After reaching “unsustainable levels” three years ago, a retail correction has continued in Manhattan. Average asking rents decreased in 15 of 17 retail corridors by an average of 25 percent since the height of the retail rally in late 2015, according to the Real Estate Board of New York’s 2018 fall retail report. The steepest drop was on Bleecker Street in the West Village, where asking rents for ground-floor retail space averaged $293 per square foot, a 37 percent decrease from 2015 and the first time in a decade that the average asking rent fell below $300. Year-over-year, rents increased in just two corridors — up 14 percent along West 125th Street in Harlem and 5 percent on Broadway above West 72nd Street on the Upper West Side. Midtown had some of the worst-performing corridors. Average asking rents on Upper Fifth Avenue fell 24 percent, to $2,973 per square foot, and dipped 29 percent, to $925 per square foot, along East 57th Street.

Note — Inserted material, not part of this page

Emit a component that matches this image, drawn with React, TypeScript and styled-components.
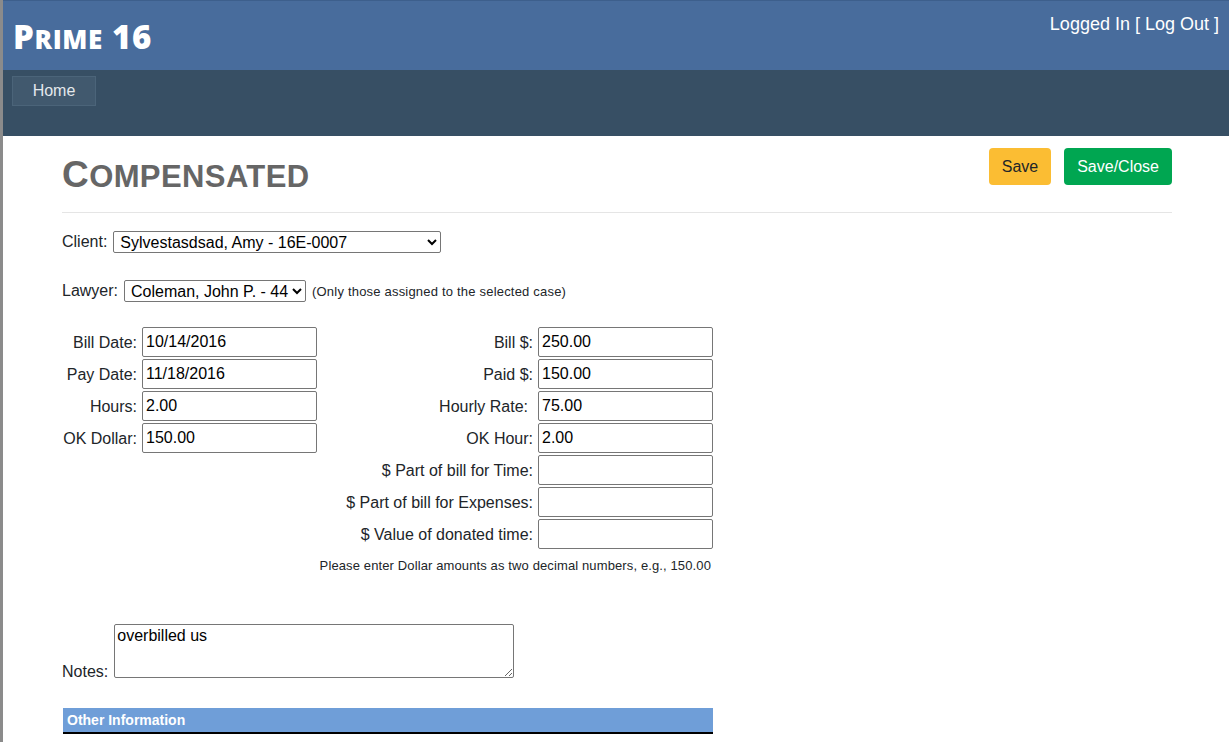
import React from "react";
import styled, { createGlobalStyle } from "styled-components";

const Global = createGlobalStyle`
  html, body { margin: 0; padding: 0; background: #fff; }
  body { font-family: "Liberation Sans", Arial, sans-serif; font-size: 16px; color: #212529; }
`;

const Page = styled.div`
  border-left: 3px solid #8b8b8b;
  min-height: 742px;
  box-sizing: border-box;
`;

const TopBar = styled.header`
  height: 70px;
  background: #486c9c;
  border-top: 1px solid #3d5f8c;
  box-sizing: border-box;
  display: flex;
  justify-content: space-between;
  align-items: flex-start;
  padding: 0 10px 0 10px;
`;

const Brand = styled.div`
  color: #fff;
  font-family: "Open Sans", "Liberation Sans", sans-serif;
  font-weight: 800;
  margin-top: 16px;
  line-height: 40px;
  letter-spacing: 0.6px;
`;

const BigCap = styled.span<{ $size: number }>`
  font-size: ${(p) => p.$size}px;
`;

const SmallCaps = styled.span<{ $size: number }>`
  font-size: ${(p) => p.$size}px;
  text-transform: uppercase;
`;

const UserLinks = styled.div`
  color: #fff;
  font-size: 18px;
  margin-top: 13px;
`;

const NavBar = styled.nav`
  height: 66px;
  background: #374f64;
  padding: 6px 9px;
  box-sizing: border-box;
  display: flex;
  align-items: flex-start;
`;

const NavItem = styled.div`
  width: 84px;
  height: 30px;
  box-sizing: border-box;
  background: #41596e;
  border: 1px solid #4b6479;
  color: #e4e8ec;
  font-size: 16px;
  display: flex;
  align-items: center;
  justify-content: center;
`;

const Container = styled.main`
  width: 1110px;
  margin-left: 59px;
`;

const TitleRow = styled.div`
  display: flex;
  justify-content: space-between;
  align-items: flex-start;
  padding-top: 12px;
`;

const Title = styled.h1`
  margin: 5px 0 0 0;
  color: #666;
  font-weight: 700;
  line-height: 43px;
  letter-spacing: 0.4px;
`;

const Buttons = styled.div`
  display: flex;
  gap: 13px;
`;

const Btn = styled.button<{ $variant: "warn" | "ok" }>`
  font-family: "Liberation Sans", Arial, sans-serif;
  font-size: 16px;
  line-height: 24px;
  padding: 6px 12px;
  border: 1px solid transparent;
  border-radius: 4px;
  height: 37px;
  background: ${(p) => (p.$variant === "warn" ? "#fbbd33" : "#00a651")};
  color: ${(p) => (p.$variant === "warn" ? "#212529" : "#fff")};
`;

const Rule = styled.hr`
  margin: 14px 0 0 0;
  border: 0;
  border-top: 1px solid #e5e5e5;
`;

const FieldLine = styled.div<{ $top: number }>`
  margin-top: ${(p) => p.$top}px;
  display: flex;
  align-items: center;
  gap: 6px;
  font-size: 16px;
  color: #212529;
`;

const Select = styled.select<{ $w: number }>`
  width: ${(p) => p.$w}px;
  height: 22px;
  font-family: "Liberation Sans", Arial, sans-serif;
  font-size: 16px;
  color: #000;
  border: 1px solid #767676;
  border-radius: 2px;
  background: #fff;
  padding: 0 0 0 2px;
`;

const Hint = styled.span`
  font-size: 13px;
  letter-spacing: 0.2px;
  color: #212529;
`;

const Grid = styled.div`
  margin-top: 25px;
  display: grid;
  grid-template-columns: 78px 178px 218px 178px;
  grid-auto-rows: 32px;
  width: 652px;
`;

const Label = styled.div<{ $pad?: number }>`
  display: flex;
  align-items: center;
  justify-content: flex-end;
  padding-right: ${(p) => p.$pad ?? 3}px;
  font-size: 16px;
  color: #212529;
  white-space: nowrap;
`;

const InputCell = styled.div`
  display: flex;
  align-items: flex-start;
  padding-left: 2px;
`;

const Input = styled.input`
  width: 175px;
  height: 30px;
  box-sizing: border-box;
  font-family: "Liberation Sans", Arial, sans-serif;
  font-size: 16px;
  color: #000;
  border: 1px solid #767676;
  border-radius: 2px;
  padding: 1px 3px;
`;

const Empty = styled.div``;

const Note = styled.div`
  grid-column: 1 / 5;
  text-align: right;
  padding-right: 3px;
  font-size: 13px;
  letter-spacing: 0.12px;
  line-height: 30px;
  color: #212529;
`;

const NotesRow = styled.div`
  margin-top: 41px;
  display: flex;
  align-items: flex-end;
  gap: 6px;
  font-size: 16px;
  color: #212529;
`;

const NotesLabel = styled.span`
  line-height: 16px;
  margin-bottom: -2px;
`;

const TextArea = styled.textarea`
  width: 400px;
  height: 54px;
  box-sizing: border-box;
  font-family: "Liberation Sans", Arial, sans-serif;
  font-size: 16px;
  color: #000;
  border: 1px solid #767676;
  border-radius: 2px;
  padding: 2px 2px;
  resize: both;
`;

const SectionBar = styled.div`
  margin-top: 30px;
  margin-left: 1px;
  width: 650px;
  height: 26px;
  box-sizing: border-box;
  background: #6f9ed8;
  border-bottom: 2px solid #000;
  color: #fff;
  font-weight: 700;
  font-size: 14px;
  line-height: 24px;
  padding-left: 4px;
`;

type Row = { l?: string; lv?: string; r: string; rv: string; rpad?: number };

const rows: Row[] = [
  { l: "Bill Date:", lv: "10/14/2016", r: "Bill $:", rv: "250.00" },
  { l: "Pay Date:", lv: "11/18/2016", r: "Paid $:", rv: "150.00" },
  { l: "Hours:", lv: "2.00", r: "Hourly Rate:", rv: "75.00", rpad: 8 },
  { l: "OK Dollar:", lv: "150.00", r: "OK Hour:", rv: "2.00" },
  { r: "$ Part of bill for Time:", rv: "" },
  { r: "$ Part of bill for Expenses:", rv: "" },
  { r: "$ Value of donated time:", rv: "" },
];

export default function App() {
  return (
    <Page>
      <Global />
      <TopBar>
        <Brand>
          <BigCap $size={33}>P</BigCap>
          <SmallCaps $size={26}>rime</SmallCaps>
          <BigCap $size={33}> 16</BigCap>
        </Brand>
        <UserLinks>Logged In [ Log Out ]</UserLinks>
      </TopBar>
      <NavBar>
        <NavItem>Home</NavItem>
      </NavBar>
      <Container>
        <TitleRow>
          <Title>
            <BigCap $size={37}>C</BigCap>
            <SmallCaps $size={31}>ompensated</SmallCaps>
          </Title>
          <Buttons>
            <Btn $variant="warn">Save</Btn>
            <Btn $variant="ok">Save/Close</Btn>
          </Buttons>
        </TitleRow>
        <Rule />
        <FieldLine $top={18}>
          <span>Client:</span>
          <Select $w={328} defaultValue="a">
            <option value="a">Sylvestasdsad, Amy - 16E-0007</option>
          </Select>
        </FieldLine>
        <FieldLine $top={27}>
          <span>Lawyer:</span>
          <Select $w={182} defaultValue="a">
            <option value="a">Coleman, John P. - 44</option>
          </Select>
          <Hint>(Only those assigned to the selected case)</Hint>
        </FieldLine>
        <Grid>
          {rows.map((r, i) => (
            <React.Fragment key={i}>
              {r.l ? <Label>{r.l}</Label> : <Empty />}
              {r.l ? (
                <InputCell>
                  <Input defaultValue={r.lv} />
                </InputCell>
              ) : (
                <Empty />
              )}
              <Label $pad={r.rpad}>{r.r}</Label>
              <InputCell>
                <Input defaultValue={r.rv} />
              </InputCell>
            </React.Fragment>
          ))}
          <Note>Please enter Dollar amounts as two decimal numbers, e.g., 150.00</Note>
        </Grid>
        <NotesRow>
          <NotesLabel>Notes:</NotesLabel>
          <TextArea defaultValue="overbilled us" />
        </NotesRow>
        <SectionBar>Other Information</SectionBar>
      </Container>
    </Page>
  );
}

Tech tenants pay a premium in Midtown South

The technology sector has become a strong driver of office leasing in Manhattan, and Midtown South is reaping most of the benefits. Neighborhood rents increased 10.1 percent between 2016 and 2018, despite mostly flat Manhattan office rents during that time frame, according to a CBRE report ranking the 30 largest tech markets in North America. “Midtown South is the epicenter of the tech market in New York,” said CBRE director of research and analysis Nicole LaRusso. “It’s their preferred location.” The tech sector has boosted average Midtown South rents from $30 to $40 per square foot several years ago to $80 today, she said. And with supply unable to keep up, tech outfits are now paying a premium for space. As of the second quarter of 2018, tech firms paid an average $88 per square foot, a 27 percent premium over the average taking rent, and a 10 percent premium over asking, according to CBRE. Tech leasing has been consistently robust throughout Manhattan, with more than 1 million square feet leased by the tech sector every year for the past nine years, excluding co-working tenants such as WeWork, which primarily lease to smaller tech firms.